On the 5th of November in Great Britain it is Guy Fawkes night. Also known as Bonfire night or Fireworks night and this is my non stop tour to this celebration. Buckle up, it's going to be a ride.
First let's get started with why this is even a notable date. Prepare yourself - it gets gruesome. Basically, an interesting group of people hatched a terrible plot to blow up Parliament, more specifically, the House of Lords in 1605. Thankfully the plot was found out, due to an anonymous letter being sent, and the man himself, Guy Fawkes was caught whilst guarding the stores of gun powder. This lead to it being known as 'The Gunpowder Plot'. Fawkes was tortured until he confessed who his co-conspirators were and then they were all executed by being hung, drawn and quartered. (Hanging is the obvious bit, the drawn and quartered refers to being chopped up into four pieces. Yikes!) Now if many of you are horrified by the thought of this death, well then good, you should be, as it sounds truly awful. And secondly, we should all be even more horrified to learn that I remember being taught at the young age of seven (!) what that meant in school by my teacher. Why did I learn about this at such a devastatingly young and innocent age? I have no idea yet here I am, sharing it with you all too. Sharing is caring after all.
The Gunpowder plotters were not without motive. They were Catholic which in 1605 was a dangerous thing to be. This was a protestant England and at that time, you didn't get much choice in your religious stance, it was what you were told it was. Mr Fawkes and his mates were pinning their hopes on King James I stopping the oppression and dangers that Catholics faced daily. However sadly, James I was not kind nor tolerant and did nothing to help them, so they decided gunpowder was the best way to go. In killing them, they would put someone sympathetic to their plight on the throne. As we know, they didn't succeed and thus Bonfire Night was born.
This night is celebrated all over Britain with fireworks, made with gunpowder, and large bonfires. I'm not sure how frequently it happens now, but bonfires have been known to have a 'Guy' on top of them made out of sticks, straw, old clothes and paper to represent Mr Fawkes himself. Another harrowing memory from my childhood. If graphic execution wasn't enough, here come burning effigies of the man. Oh! And don't forget the sparklers, those things are cute and fun to play with, but don't forget to wear gloves and a bucket of water because they also burn.
My personal favourite traditions are the foods; toffee apples and bonfire toffee. Both delicious and also possible to be homemade if you're looking for a fun activity whilst waiting for the fireworks. In my humble opinion toffee apples should be available all year round. I just enjoy the fact that one, I can call it one of my five a day as it is in fact an apple, which is fruit. It counts! Two, it's covered in yummy sugar. Three, who doesn't love running the risk of a broken tooth or a jaw permanently glued together with toffee? So much risk and so much reward! Hot dogs and baked potatoes are other favourites. Local coffee shops have even been known to jump on the bonfire bandwagon, and sell bonfire spice coffee. One assumes this is an attempt to rival the prevailing pumpkin spice which appears at the same time of year. However as a partaker of both, I can agree that bonfire spice is deliciously smoky with yummy flavours of toffee. Big fan.
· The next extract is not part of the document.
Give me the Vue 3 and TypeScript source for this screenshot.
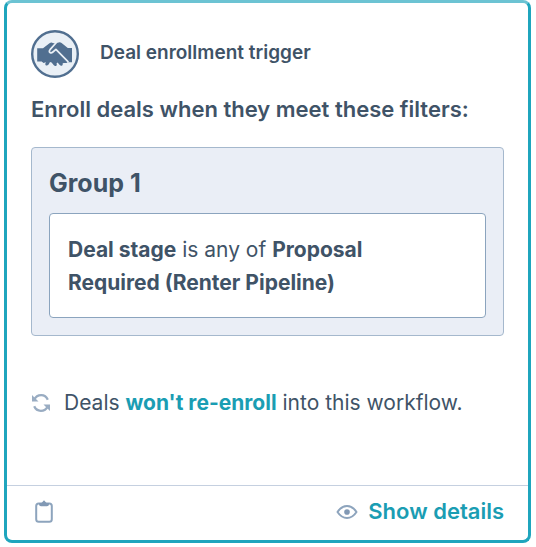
<script setup lang="ts">
interface Filter {
  property: string
  operator: string
  value: string
}

interface FilterGroup {
  name: string
  filters: Filter[]
}

const groups: FilterGroup[] = [
  {
    name: 'Group 1',
    filters: [
      { property: 'Deal stage', operator: 'is any of', value: 'Proposal Required (Renter Pipeline)' },
    ],
  },
]
</script>

<template>
  <article class="card">
    <div class="body">
      <header class="header">
        <svg class="badge" viewBox="0 0 48 48" aria-hidden="true">
          <circle cx="24" cy="24" r="22.8" fill="#eaf0f6" stroke="#516f90" stroke-width="2.4" />
          <path
            fill="#516f90"
            d="M6.200 18.200h5.800l6.500-5q1.800-1.300 3.300-.2l2.400.6 3.400-1.200q1.500-.5 3 .5l6.200 5.200h4.200v14.200h-4.600l-.8.7h-3l-1 .4q.6 1.900-.8 2.400-1.200.3-2.300-1l-1.900-2.300-1 .8q.7 2-.5 2.600-1.300.5-2.500-1l-2-2.500-1.600-.5-1.400 2.600q-1.600 1.700-2.900.7-1.200-1 .3-2.900l-2.500.6-1.800-1.400H6.200z"
          />
          <path
            d="M25.200 12.800l-6 6.600q-1.800 2.300.1 3.300 1.200.5 2.600-.7l3-2.600L37 31.600"
            fill="none"
            stroke="#eaf0f6"
            stroke-width="1.7"
            stroke-linecap="round"
            stroke-linejoin="round"
          />
        </svg>
        <span class="kind">Deal enrollment trigger</span>
      </header>

      <h1 class="heading">Enroll deals when they meet these filters:</h1>

      <section v-for="group in groups" :key="group.name" class="group">
        <h2 class="group-name">{{ group.name }}</h2>
        <p v-for="filter in group.filters" :key="filter.property" class="filter">
          <strong>{{ filter.property }}</strong> {{ filter.operator }} <strong>{{ filter.value }}</strong>
        </p>
      </section>

      <p class="enroll">
        <svg class="refresh" viewBox="0 0 20 20" aria-hidden="true">
          <g fill="none" stroke="#99acc2" stroke-width="2.3">
            <path d="M3.2 6.8Q5.3 2.2 10.2 2.2q4.6 0 6.6 4.5" />
            <path d="M16.8 13.2q-2.1 4.6-7 4.6-4.6 0-6.6-4.5" />
          </g>
          <path fill="#99acc2" d="M1 2v6.500h6.500zM19 18v-6.500h-6.500z" />
        </svg>
        <span>Deals <a class="link" href="#">won't re-enroll</a> into this workflow.</span>
      </p>
    </div>

    <footer class="footer">
      <button class="copy" type="button" aria-label="Copy">
        <svg class="clipboard" viewBox="0 0 18 24" aria-hidden="true">
          <rect x="1.2" y="3.400" width="15.6" height="18.400" rx="2.500" fill="none" stroke="#8da4bd" stroke-width="2" />
          <path fill="#8299b5" d="M4 3h2.500L9 .3 11.500 3H14v1.200q0 2-2 2H6q-2 0-2-2z" />
        </svg>
      </button>
      <button class="details" type="button">
        <svg class="eye" viewBox="0 0 22 16" aria-hidden="true">
          <path
            d="M1.500 8Q5.500 2 11 2t9.500 6Q16.500 14 11 14T1.500 8z"
            fill="none"
            stroke="#8da4bd"
            stroke-width="2"
            stroke-linejoin="round"
          />
          <circle cx="11" cy="8" r="2.8" fill="#8299b5" />
        </svg>
        Show details
      </button>
    </footer>
  </article>
</template>

<style>
body {
  background: #fff;
}
</style>

<style scoped>
.card {
  margin: 0 5px 4px 4px;
  border: 3px solid #1fa5bd;
  border-top-color: #6cc3d3;
  border-radius: 8px;
  background: #fff;
  color: #3f5367;
  font-family: Inter, "Liberation Sans", sans-serif;
  font-size: 21px;
  font-weight: 400;
  line-height: 33px;
}

.body {
  padding: 27px 24px 66px;
}

.header {
  display: flex;
  align-items: center;
  gap: 21px;
}

.badge {
  width: 48px;
  height: 48px;
}

.kind {
  font-size: 19px;
  font-weight: 600;
  line-height: 24px;
  padding-bottom: 3px;
}

.heading {
  margin: 15px 0 21px;
  font-size: 22px;
  font-weight: 600;
  line-height: 33px;
}

.group {
  padding: 18px 17px 17px;
  border: 1px solid #a5b8cd;
  border-radius: 4px;
  background: #eaeef6;
}

.group-name {
  margin: 0 0 12px;
  font-size: 25px;
  font-weight: 700;
  line-height: 35px;
}

.filter {
  margin: 0;
  padding: 19px 40px 18px 18px;
  border: 1px solid #8ba4be;
  border-radius: 4px;
  background: #fff;
}

.filter strong {
  font-weight: 700;
}

.enroll {
  display: flex;
  align-items: center;
  gap: 13px;
  margin: 50px 0 0;
}

.refresh {
  width: 20px;
  height: 20px;
}

.link {
  color: #1a9db3;
  font-weight: 700;
  text-decoration: none;
}

.footer {
  display: flex;
  align-items: center;
  justify-content: space-between;
  padding: 9px 24px 12px 28px;
  border-top: 1px solid #c5d0e0;
}

.copy,
.details {
  display: flex;
  align-items: center;
  padding: 0;
  border: 0;
  background: none;
  font: inherit;
  cursor: pointer;
}

.clipboard {
  width: 18px;
  height: 24px;
}

.details {
  gap: 10px;
  color: #1a9db3;
  font-size: 22px;
  font-weight: 600;
}

.eye {
  width: 22px;
  height: 16px;
}
</style>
Another delightful childhood memory is this rhyme 'Remember, remember the 5th of November, gunpowder, treason and plot; for there is a reason why gunpowder and treason should ne'er be forgot.' It was quite literal too that it should never be forgotten. 64 years ago, it was illegal not to celebrate the 5th November. Yep, that's right, the law was changed in 1959. Granted, I'm not sure forcing joy is something a law should do, yet I will accept any reason to celebrate and eat sweets.
If you're looking for an activity that doesn't involve fire or sugar highs, then this is the paragraph for you. Crafts are an essential for any holiday and popular crafts for Fireworks night often include a lot of glitter. Black paper, glue and glitter are all you need to make a fun fireworks filled scene. On a piece of black paper (to represent the night) paint streaks of glue in star shapes. Get as wild as you feel. Then sprinkle glitter on the glue, as many different colours as your heart desires. Finally gently tap the paper to remove the excess glitter and behold your handiwork. A sparkly firework scene. Pat yourself on the back for being the artist that you are.
Bloody history aside, I do look forward to Guy Fawkes night every year. The cosy feelings mixed with fun traditions and memories of being with family. There was also that one 5th November where my sister brought home a live goldfish from the fireworks show she went to… (that's a story for another day). These days we tend to watch the fireworks from our window and soon enough, I'll get to teach my children the same harrowing history and then placate them with toffee. So remember, remember or don't. Either way, enjoy your fireworks.